Devspaces allows you to build, test and run code inside any Kubernetes cluster. With a DevSpace, you run everything remotely inside pods running on top of a Kubernetes cluster. Additionally, the DevSpace CLI takes care things automatically such building and pushing images for you when you make changes to your Dockerfile. If you are making a source code change, the DevSpace CLI does not require you to rebuild and redeploy.
It rather syncs your locally edited source to straight to the containers running inside Kubernetes. This makes you to edit locally but compile and run everything remotely inside Kubernetes and still use modern development features such as hot reloading. Azure Dev Spaces supports development with a minimum development machine setup. Developers can live debug on Azure Kubernetes Services (AKS) with development tools like Visual Studio, Visual Studio Code or Command Line.
With the recent announcement of Bridge To Kubernetes GA, Azure Dev Spaces will be retired on October 31, 2023. Developers should move to using Bridge to Kubernetes, a client developer tool.

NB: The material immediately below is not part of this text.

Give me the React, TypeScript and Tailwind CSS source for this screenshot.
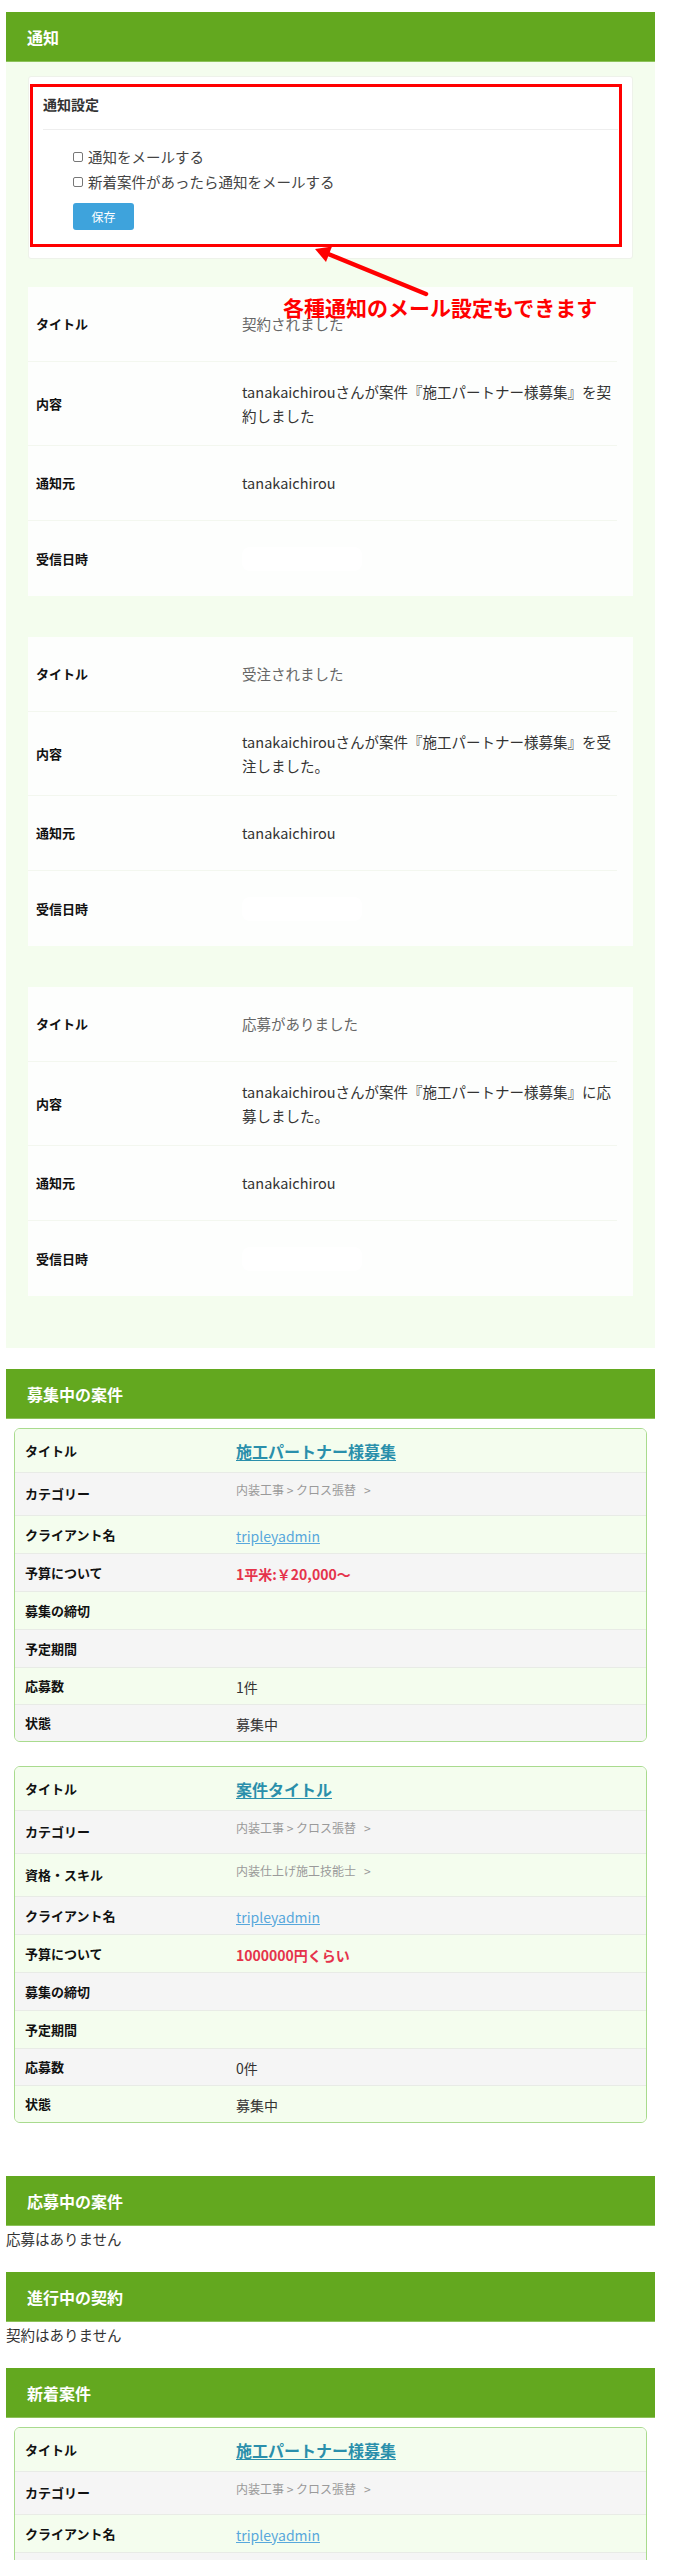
import React from 'react';

const font = { fontFamily: '"Noto Sans CJK JP", "Noto Sans", sans-serif' };

type Notice = { title: string; body: string; from: string };

const notices: Notice[] = [
    { title: '契約されました', body: 'tanakaichirouさんが案件『施工パートナー様募集』を契約しました', from: 'tanakaichirou' },
    { title: '受注されました', body: 'tanakaichirouさんが案件『施工パートナー様募集』を受注しました。', from: 'tanakaichirou' },
    { title: '応募がありました', body: 'tanakaichirouさんが案件『施工パートナー様募集』に応募しました。', from: 'tanakaichirou' },
];

type Job = {
    title: string;
    skill?: string;
    budget: string;
    count: string;
};

const openJobs: Job[] = [
    { title: '施工パートナー様募集', budget: '1平米:￥20,000〜', count: '1件' },
    { title: '案件タイトル', skill: '内装仕上げ施工技能士', budget: '1000000円くらい', count: '0件' },
];

function SectionHeader({ children }: { children: React.ReactNode }) {
    return (
        <div className="h-[50px] bg-[#63a81f] flex items-center px-[21px] text-white font-bold text-[16px] border-b border-[#8cc25a]">
            {children}
        </div>
    );
}

function NoticeCard({ n }: { n: Notice }) {
    const label = 'w-[214px] shrink-0 pl-[8px] text-[13px] font-bold text-[#111]';
    return (
        <div className="bg-[#fdfefd] pr-[16px]">
            <div className="h-[75px] flex items-center border-b border-[#f3f7ef]">
                <div className={label}>タイトル</div>
                <div className="text-[14.5px] text-[#666]">{n.title}</div>
            </div>
            <div className="h-[84px] flex items-center border-b border-[#f3f7ef]">
                <div className={label}>内容</div>
                <div className="flex-1 text-[14.5px] leading-[24px] text-[#333]">{n.body}</div>
            </div>
            <div className="h-[75px] flex items-center border-b border-[#f3f7ef]">
                <div className={label}>通知元</div>
                <div className="text-[14.5px] text-[#333]">{n.from}</div>
            </div>
            <div className="h-[75px] flex items-center">
                <div className={label}>受信日時</div>
                <div className="w-[120px] h-[24px] rounded-[8px] bg-white" />
            </div>
        </div>
    );
}

function JobRow({ label, children, green, h, last }: { label: string; children?: React.ReactNode; green: boolean; h: string; last?: boolean }) {
    return (
        <div className={`${h} flex items-center ${green ? 'bg-[#f4fdee]' : 'bg-[#f5f5f5]'} ${last ? '' : 'border-b border-[#e8ebe6]'}`}>
            <div className="w-[221px] shrink-0 pl-[10px] text-[13px] font-bold text-[#111]">{label}</div>
            <div className="flex-1">{children}</div>
        </div>
    );
}

function Crumb({ items }: { items: string[] }) {
    return (
        <div className="-mt-[8px] text-[12px] text-[#9a9a9a]">
            {items.join(' > ')}
            <span className="ml-[8px]">&gt;</span>
        </div>
    );
}

function JobCard({ job }: { job: Job }) {
    const rows: { label: string; h: string; node?: React.ReactNode }[] = [
        {
            label: 'タイトル',
            h: 'h-[44px]',
            node: <span className="text-[16px] font-bold text-[#2a8fab] underline underline-offset-2">{job.title}</span>,
        },
        { label: 'カテゴリー', h: 'h-[43px]', node: <Crumb items={['内装工事', 'クロス張替']} /> },
    ];
    if (job.skill) rows.push({ label: '資格・スキル', h: 'h-[43px]', node: <div className="-mt-[8px] text-[12px] text-[#9a9a9a]">{job.skill}<span className="ml-[8px]">&gt;</span></div> });
    rows.push(
        { label: 'クライアント名', h: 'h-[38px]', node: <span className="text-[14px] text-[#58a8dc] underline">tripleyadmin</span> },
        { label: '予算について', h: 'h-[38px]', node: <span className="text-[14px] font-bold text-[#e5334b]">{job.budget}</span> },
        { label: '募集の締切', h: 'h-[38px]' },
        { label: '予定期間', h: 'h-[38px]' },
        { label: '応募数', h: 'h-[37px]', node: <span className="text-[14px] text-[#333]">{job.count}</span> },
        { label: '状態', h: 'h-[36px]', node: <span className="text-[14px] text-[#333]">募集中</span> },
    );
    return (
        <div className="mx-[8px] border border-[#a9db8e] rounded-[6px] overflow-hidden">
            {rows.map((r, i) => (
                <JobRow key={r.label} label={r.label} green={i % 2 === 0} h={r.h} last={i === rows.length - 1}>
                    {r.node}
                </JobRow>
            ))}
        </div>
    );
}

export default function App() {
    return (
        <div className="bg-white pl-[6px] pr-[22px] pt-[12px] pb-[40px] text-[#333]" style={font}>
            <SectionHeader>通知</SectionHeader>
            <div className="bg-[#f4fdee] px-[22px] pt-[14px] pb-[52px]">
                {/* settings card + annotation */}
                <div className="relative bg-white rounded-[3px] border border-[#eef2ea] px-[14px] pt-[16px] pb-[28px]">
                    <div className="text-[14px] font-bold text-[#333] leading-[22px] pb-[14px] border-b border-[#eeeeee]">通知設定</div>
                    <div className="pl-[30px] pt-[14px]">
                        <label className="flex items-center gap-[5px] h-[25px] text-[14.5px] text-[#444]">
                            <span className="w-[10px] h-[10px] border border-[#777] rounded-[2px] bg-white" />
                            通知をメールする
                        </label>
                        <label className="flex items-center gap-[5px] h-[25px] text-[14.5px] text-[#444]">
                            <span className="w-[10px] h-[10px] border border-[#777] rounded-[2px] bg-white" />
                            新着案件があったら通知をメールする
                        </label>
                        <button className="mt-[9px] w-[61px] h-[27px] rounded-[3px] bg-[#3ea3dc] text-white text-[12px]">保存</button>
                    </div>
                    <div className="absolute left-[1px] top-[7px] right-[10px] bottom-[11px] border-[3px] border-[#ff0000] pointer-events-none" />
                    <svg className="absolute left-[270px] top-[160px] z-10" width="150" height="70" viewBox="0 0 150 70">
                        <line x1="127" y1="57" x2="28" y2="16.5" stroke="#ff0000" strokeWidth="4.5" strokeLinecap="round" />
                        <polygon points="16,12 33,9.5 27,25" fill="#ff0000" />
                    </svg>
                    <div className="absolute left-[254px] top-[215px] z-10 text-[21px] leading-[30px] font-bold text-[#ff0000] whitespace-nowrap">
                        各種通知のメール設定もできます
                    </div>
                </div>
                <div className="mt-[28px] flex flex-col gap-[41px]">
                    {notices.map((n, i) => (
                        <NoticeCard key={i} n={n} />
                    ))}
                </div>
            </div>

            <div className="mt-[21px]">
                <SectionHeader>募集中の案件</SectionHeader>
                <div className="mt-[9px] flex flex-col gap-[24px]">
                    {openJobs.map((j, i) => (
                        <JobCard key={i} job={j} />
                    ))}
                </div>
            </div>

            <div className="mt-[53px]">
                <SectionHeader>応募中の案件</SectionHeader>
                <p className="text-[14.5px] leading-[26px] text-[#333]">応募はありません</p>
            </div>

            <div className="mt-[20px]">
                <SectionHeader>進行中の契約</SectionHeader>
                <p className="text-[14.5px] leading-[26px] text-[#333]">契約はありません</p>
            </div>

            <div className="mt-[20px]">
                <SectionHeader>新着案件</SectionHeader>
                <div className="mt-[9px] flex flex-col gap-[24px]">
                    <JobCard job={openJobs[0]} />
                </div>
            </div>
        </div>
    );
}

It was formerly called as Local Process with Kubernetes. Bridge to Kubernetes is an iterative development tool offered in Visual Studio and VS Code through extensions that you can pick up in the marketplace. IT allows developers to write, test and debug microservice code on their development workstations while consuming dependencies and inheriting existing configuration from a Kubernetes environment. There are lot of different tools and methods for solving these kind of challenges when you are working on a single micro-service in the context of a larger application. Those different methods and tools into three main types .There's the local, remote and hybrid approach as shown in the image below
Development Approaches
If you look at the above picture, developers are shifting from Local development methods to hybrid methods which offers the best way to deal with building applications to the cloud with containers/kuberentes. With Hybrid approach, it allows developers to write code on their development workstation, but also allow them to connect to external dependencies that are running in some remote environment. So it actually fulfilling all those external dependencies by connecting them. Let's say if you are running your application on Kubernetes on Azure, you can connect all the dependencies from your local environment and have the whole end-to-end workflow.

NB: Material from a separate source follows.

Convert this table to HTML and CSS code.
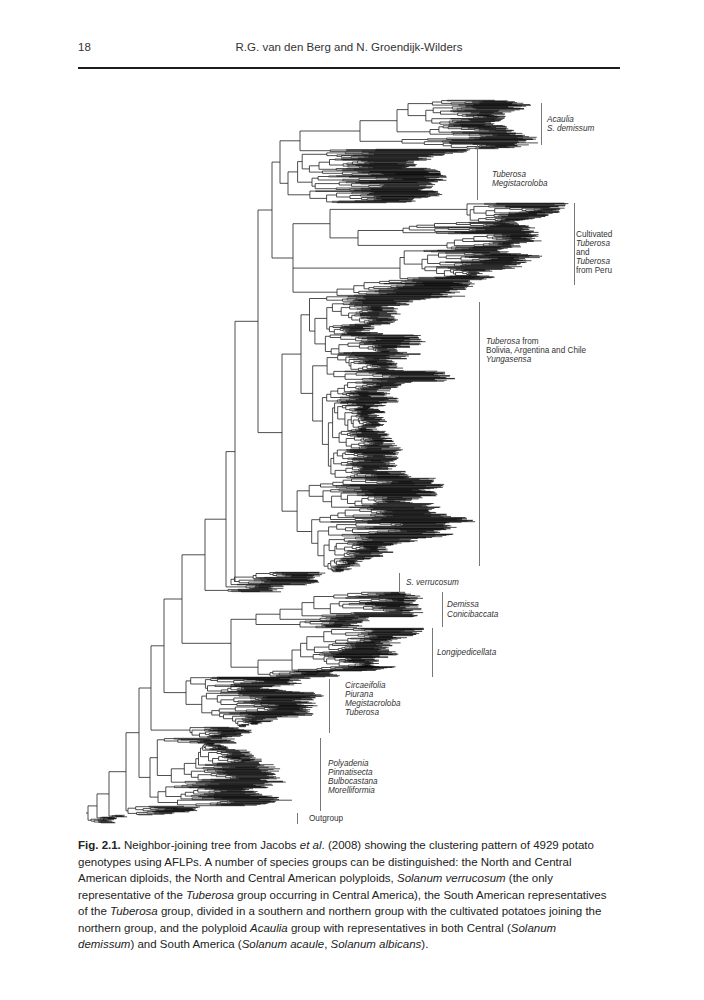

Bridge to Kubernetes Scenario
Consider the above scenario in the diagram, Assuming that i am working on a Microservice that deals with Products and the other Microservices which are developed using different stack are deployed on Kubernetes cluster on Azure. If i want to connect to any or multiple microservices and run some integration tests in my local environment Bridge to Kubernetes will help to achieve the requirement. Following are some of the Key features that Bridge to Kubernetes offers similar to Devspaces,
Accelerating and Simplifying Microservice Development
It basically eliminates the need to manually push code, configure and compile external dependencies on your development environment so that you can focus on code without worrying about other factors.
Easy DebuggingCode
It lets you to run your usual debug profile with the added kuberentes cluster configuration. It allows developers to debug code in the way they want would while taking advantage of the speed and flexibility of local debugging.
Developing and Testing End-to-End
One of the important feature is the Integration testing during development time. Select an existing service in the cluster to route to your development machine where an instance of that service is running locally. Developers can initiate request through the frontend of the application running in Kubernetes and it will route between services running in the cluster until the service you specified to redirect is called same as how you would do debugging by adding a breakpoint in your code.

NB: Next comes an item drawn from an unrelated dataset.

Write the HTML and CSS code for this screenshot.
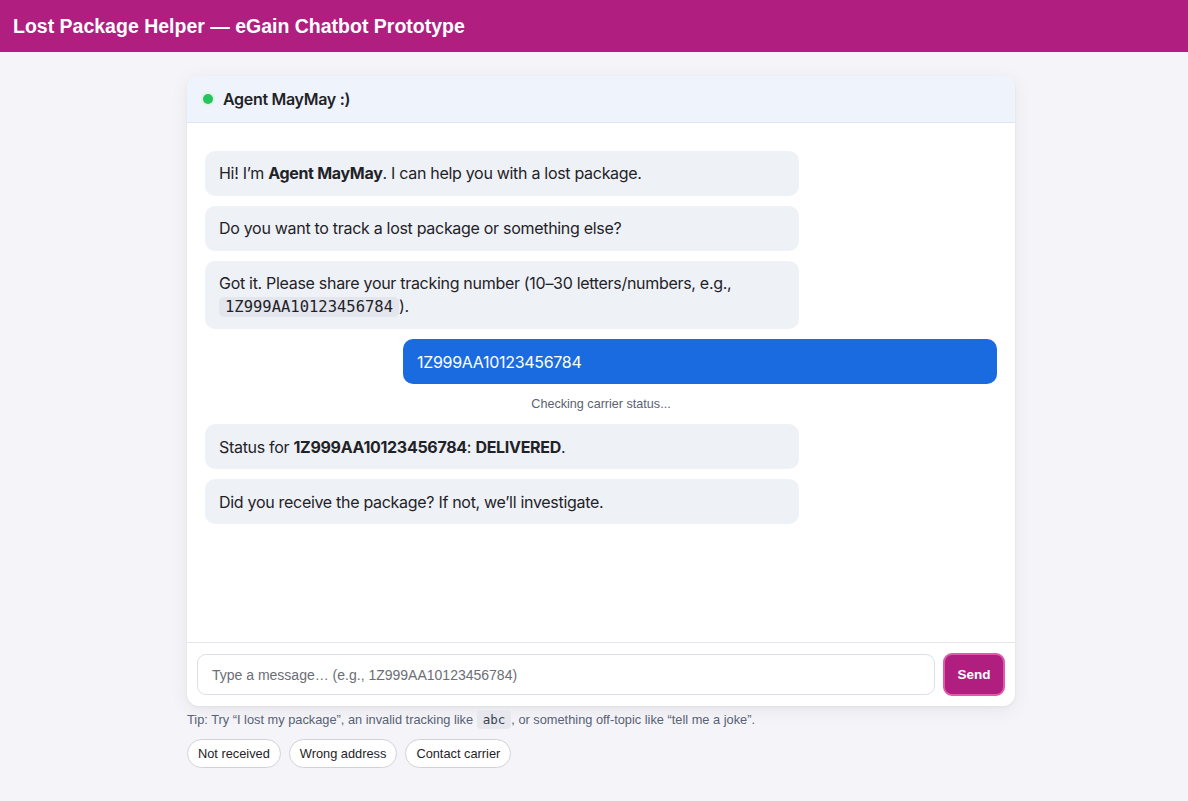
FILE: index.html
```html
<!DOCTYPE html>
<html lang="en">
<head>
<meta charset="utf-8">
<title>Lost Package Helper</title>
<link rel="stylesheet" href="styles.css">
</head>
<body>
<header class="topbar"><h1 class="title">Lost Package Helper — eGain Chatbot Prototype</h1></header>
<main class="main">
  <section class="card">
    <div class="card-head"><span class="dot"></span><span class="agent">Agent MayMay :)</span></div>
    <div class="messages">
      <div class="bubble bot">Hi! I’m <b>Agent MayMay</b>. I can help you with a lost package.</div>
      <div class="bubble bot">Do you want to track a lost package or something else?</div>
      <div class="bubble bot">Got it. Please share your tracking number (10–30 letters/numbers, e.g., <code class="code">1Z999AA10123456784</code>).</div>
      <div class="bubble user">1Z999AA10123456784</div>
      <div class="status">Checking carrier status...</div>
      <div class="bubble bot">Status for <b>1Z999AA10123456784</b>: <b>DELIVERED</b>.</div>
      <div class="bubble bot">Did you receive the package? If not, we’ll investigate.</div>
    </div>
    <form class="composer">
      <input class="input" type="text" placeholder="Type a message… (e.g., 1Z999AA10123456784)">
      <button class="send" type="button">Send</button>
    </form>
  </section>
  <p class="tip">Tip: Try “I lost my package”, an invalid tracking like <code class="tcode">abc</code>, or something off-topic like “tell me a joke”.</p>
  <div class="chips">
    <button class="chip" type="button">Not received</button>
    <button class="chip" type="button">Wrong address</button>
    <button class="chip" type="button">Contact carrier</button>
  </div>
</main>
</body>
</html>
```
FILE: styles.css
```css
* { box-sizing: border-box; }
html, body { margin: 0; padding: 0; }
body {
  background: #f5f5f9;
  font-family: Inter, "Liberation Sans", sans-serif;
  color: #1f2328;
}
.topbar {
  background: #b01f7f;
  height: 52px;
  display: flex;
  align-items: center;
  padding: 0 13px;
}
.title {
  margin: 0;
  color: #fff;
  font-family: "Liberation Sans", Arial, sans-serif;
  font-weight: 700;
  font-size: 19.5px;
  letter-spacing: 0;
}
.main {
  width: 828px;
  margin: 24px 0 0 187px;
}
.card {
  background: #fff;
  border-radius: 12px;
  box-shadow: 0 4px 18px rgba(30, 30, 60, 0.08), 0 1px 3px rgba(30,30,60,0.05);
  height: 630px;
  display: flex;
  flex-direction: column;
  overflow: hidden;
}
.card-head {
  background: #eff4fc;
  border-bottom: 1px solid #dbe6f7;
  height: 47px;
  display: flex;
  align-items: center;
  padding: 0 16px;
  gap: 10px;
}
.dot {
  width: 10px;
  height: 10px;
  border-radius: 50%;
  background: #22c55e;
  box-shadow: 0 0 0 2px #dff3e6;
}
.agent {
  font-weight: 600;
  font-size: 16px;
  letter-spacing: -0.3px;
  color: #1f2328;
}
.messages {
  flex: 1;
  padding: 28px 18px 18px;
  display: flex;
  flex-direction: column;
  gap: 10px;
}
.bubble {
  width: 75%;
  padding: 11.4px 14px;
  border-radius: 10px;
  font-size: 16px;
  line-height: 22.2px;
  letter-spacing: -0.3px;
}
.bot {
  background: #eef1f6;
  color: #1f2328;
}
.bot b { font-weight: 650; }
.user {
  align-self: flex-end;
  background: #1b6be0;
  color: #fff;
}
.code {
  font-family: "DejaVu Sans Mono", monospace;
  font-size: 15.5px;
  letter-spacing: 0;
  background: #e3e6ec;
  border-radius: 5px;
  padding: 1px 6px;
}
.status {
  font-family: "Liberation Sans", Arial, sans-serif;
  font-size: 12.6px;
  color: #5b6270;
  text-align: center;
  line-height: 20px;
}
.composer {
  border-top: 1px solid #e3e5ea;
  padding: 10px;
  display: flex;
  gap: 8px;
  align-items: center;
  margin: 0;
}
.input {
  flex: 1;
  height: 41px;
  border: 1px solid #dedfe4;
  border-radius: 9px;
  padding: 0 14px;
  font-family: "Liberation Sans", Arial, sans-serif;
  font-size: 14px;
  color: #1f2328;
  outline: none;
}
.input::placeholder { color: #6b6e76; }
.send {
  width: 62px;
  height: 43px;
  background: #b01f7f;
  border: 2px solid #e05aa8;
  border-radius: 9px;
  color: #fff;
  font-family: "Liberation Sans", Arial, sans-serif;
  font-weight: 700;
  font-size: 13.5px;
}
.tip {
  margin: 6px 0 0;
  font-family: "Liberation Sans", Arial, sans-serif;
  font-size: 12.8px;
  line-height: 16px;
  color: #586174;
}
.tcode {
  font-family: "DejaVu Sans Mono", monospace;
  font-size: 12.5px;
  background: #e6e8ee;
  border-radius: 4px;
  padding: 2px 6px;
  color: #3b4252;
}
.chips {
  display: flex;
  gap: 8px;
  margin-top: 11px;
}
.chip {
  height: 29px;
  padding: 0 10px;
  background: #fff;
  border: 1px solid #cfd2d8;
  border-radius: 15px;
  font-family: "Liberation Sans", Arial, sans-serif;
  font-size: 12.8px;
  color: #1f2328;
}
```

You can Start debugging your Kubernetes applications today using Bridge to Kubernetes.You need to download the extensions from the Visual Studio and VS Code marketplaces.
Bridge to Kubernetes VSCode extension
If you would like to explore more with a sample application follow the example given on Use Bridge to Kubernetes . Also kindly note the Bridge to Kubernetes collects usage data and sends it to Microsoft to help improve our products and services.
Start using Bridge to kuberentes and deploy things to production even faster than before! Cheers!